Fischell et al., U.S. Pat. No. 4,170,904 describes an improved system for sensing and compensating for external disturbance forces acting on a satellite while in orbit. A proof mass member is housed within an enclosure and shielded from external, non-gravitational forces. The proof mass is electromagnetically levitated to move in a purely gravitational orbit, along an axis aligned with the satellite""s velocity vector. The proof mass is subjected to a controlled magnetic biasing field and is caused to have a constant reaction to the resultant biasing force, by means of a thermal control system which maintains constant resistivity of the proof mass, during operation. The position of the proof mass with respect to its axis is detected optically and is utilized to control the firing of spacecraft thrusters. As a result, the satellite is caused to maintain a substantially constant position relative to the proof mass and thereby also is caused to follow a purely gravitational orbit.
Ozols, U.S. Pat. No. 4,648,273 describes a device for detecting the influence of a gravitational force on a body due to changes in a freefall state. The device includes a spherical housing, and a flow medium is contained in, and is adapted to travel about and undergo flow in the housing. Monitoring means are provided at presence or absence of medium at said positions.
Lordo et al., U.S. Pat. No. 4,908,558 describes a flight motion simulator including a unit under test supported on a stationary frame for angular and translational movement along pitch, roll, and yaw axes. A rotor element is secured to the unit under test and has a spherical configuration. Magnetic bearings supported by the stationary frame support the rotor element in three degrees of freedom of movement. A drag-cup induction motor is mounted on the frame and connected to the unit under test to generate three degrees of freedom of movement by generating a rotating magnetic flux in a stator assembly to induce a corresponding flow of currents in the rotor element to produce torque and motion in the unit under test in the same direction as the flux movement in the stator assembly.

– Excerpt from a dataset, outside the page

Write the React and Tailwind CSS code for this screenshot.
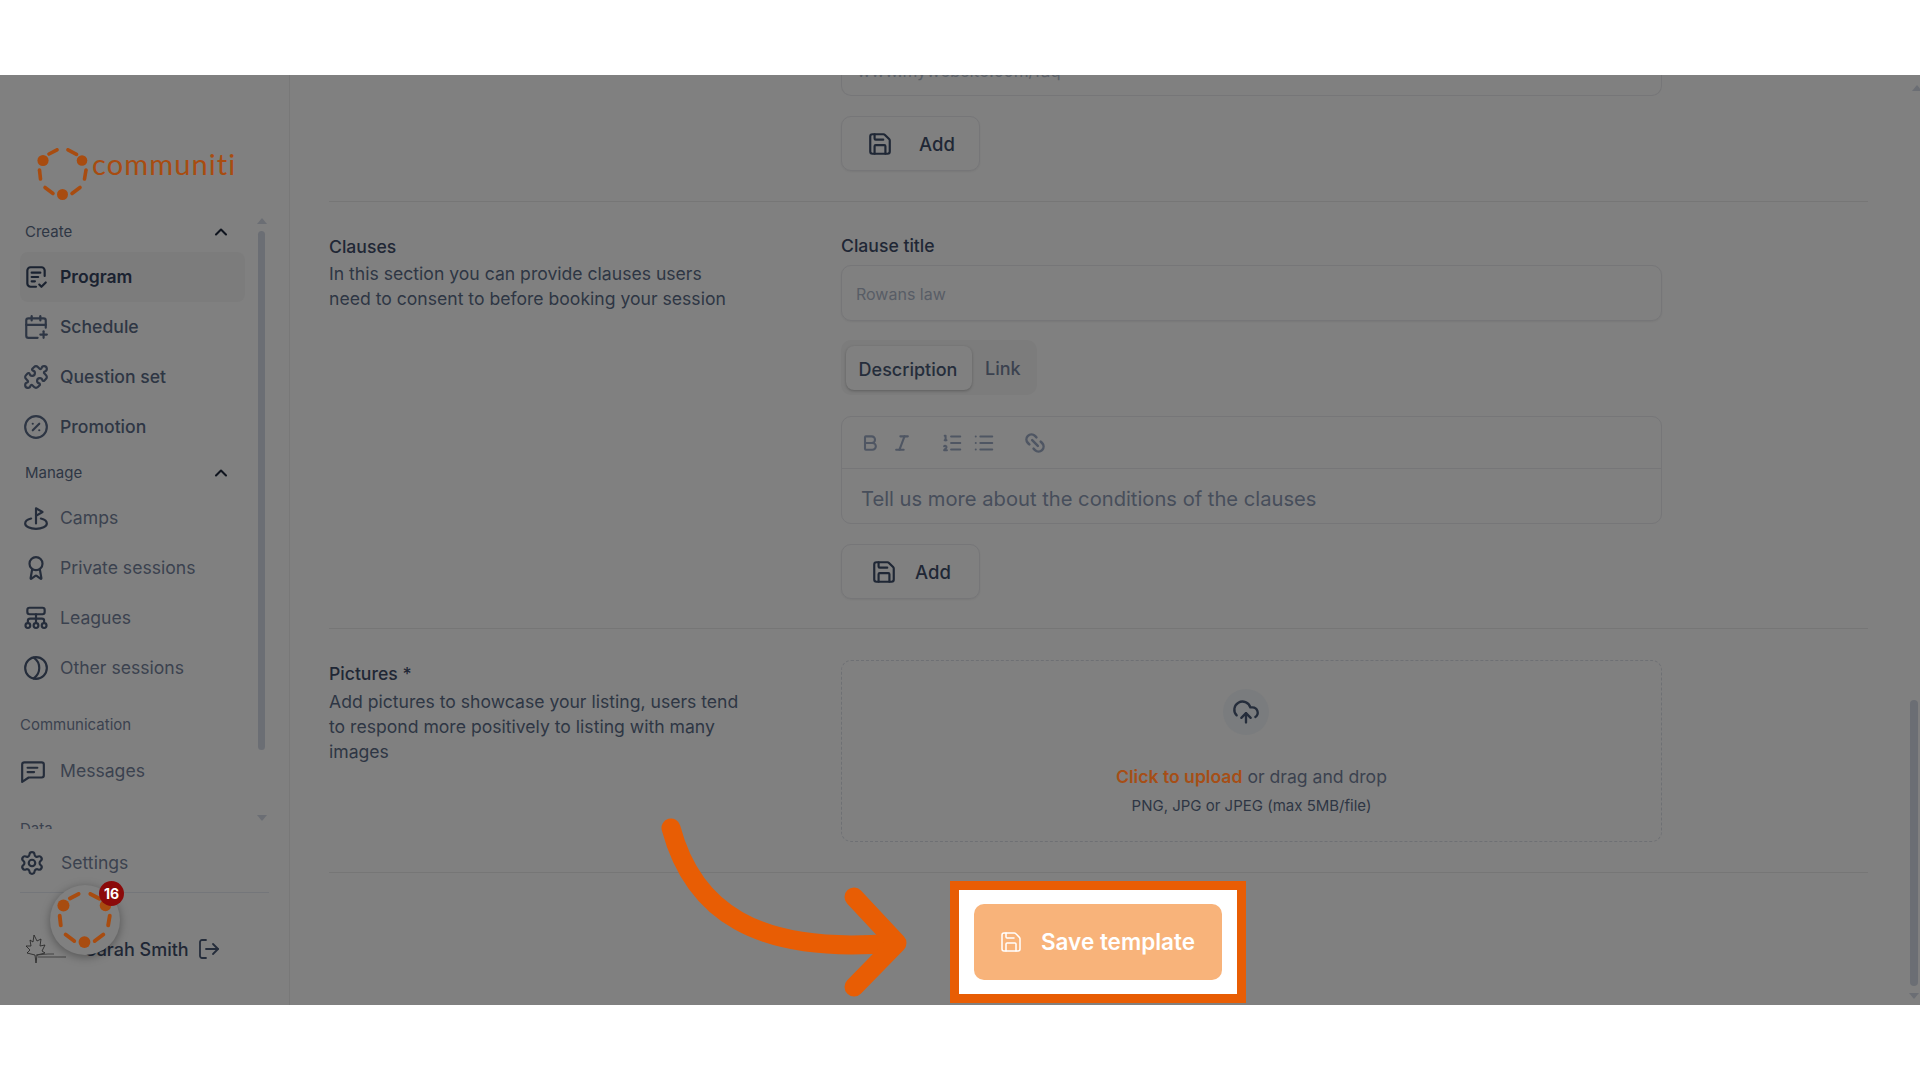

Tozoni, U.S. Pat. No. 5,319,275 describes a magnetic levitation self-regulating system having enhanced stabilizational forces designated for immobile, or forward, or rotational motion and stable hovering of heavy masses (working bodies) in both gravity and weightlessness are proposed. This system includes a stator assembly and a levitator assembly. The stator assembly comprises split iron cores with air gaps between their core shoes fixed on a non-magnetic foundation and magnetic screens in the capacity of which serve superconductive, or permanent magnetic, or nonmagnetic conductive strips. The levitator assembly comprises permanent magnets couplet together by non-magnetic couplers and disposed into the air gaps of the stator assembly. The levitator magnets are magnetized across the air gaps of the stator and generate the primary magnetic field, magnetizing the iron cores, which, in turn, create a secondary magnetic field. The magnetic screens change distribution of the primary and secondary magnetic fields in the air gaps. The resulting magnetic field creates a stabilizational forces providing a stable hovering of the levitator without any active control system and additional energy sources.
Zeamer, U.S. Pat. No. 5,485,748 describes a magnetically levitated force/weight measurement apparatus including a system core with a plurality of layered circular segments having apertures that define an internal chamber. The segments include, inter alia, upper and lower magnetic bearing segments, a coil segment and an optical detector segment, each of which cooperate to generate magnetic fields for levitating a mass disposed within the chamber. Levitation magnets, rigidly disposed within the mass along a center axis, are arranged such that similar poles are in facing relation. This novel arrangement generates a static magnetic field that radiates orthogonally and symmetrically from the mass and generates a force vector for levitating the mass along the center axis. Bearing magnets, disposed within the magnetic bearing segments, i.e., core bearing magnets, and the spool, i.e., spool bearing magnets, are also arranged such that the polar axes of the core bearing magnets are aligned in the same direction as the polar axes of their corresponding spool bearing magnets. A self-dampening optical and current feedback system ensures that, upon displacement of the spool along the center axis, the spool returns to a stable equilibrium position.
The prior art teaches magnetic suspension and levitation systems, simulators of various types, force responsive devices, disturbance compensation systems, and force/weight measurement systems. However, the prior art does not teach that a spacecraft motion simulation device may be constructed in accordance with the present instruction or used with a closed loop camera system. The present invention fulfills these needs and provides further related advantages as described in the following summary.
The present invention teaches certain benefits in construction and use which give rise to the objectives described below.
The present invention provides a spacecraft motion simulation device providing up to four degrees of freedom of motion to a test article and enables viewing a picture on a projection screen from a camera within the test article. One or more of such pictures may be moved during the test and the test article may be thus also moved in accordance with the testing of controls and thrusters on the test article. Closed loop control of the test article may be achieved using attitude control circuits for adjusting test article position and attitude relative to recognized elements within the projected screens.
A primary objective of the present invention is to provide a spacecraft motion simulation device having advantages not taught by the prior art.
Another objective is to provide near friction free support and frictionless levitation to a test article through a test fixture.
A further objective is to provide a means for viewing scenes from the test article so as to judge the effectiveness of test article thrust controls as well as the efficiency of the control system.
A further objective is to provide a means for achieving closed loop control of the test article by using attitude control circuits for adjusting test article position and attitude relative to recognized elements within the projected screens.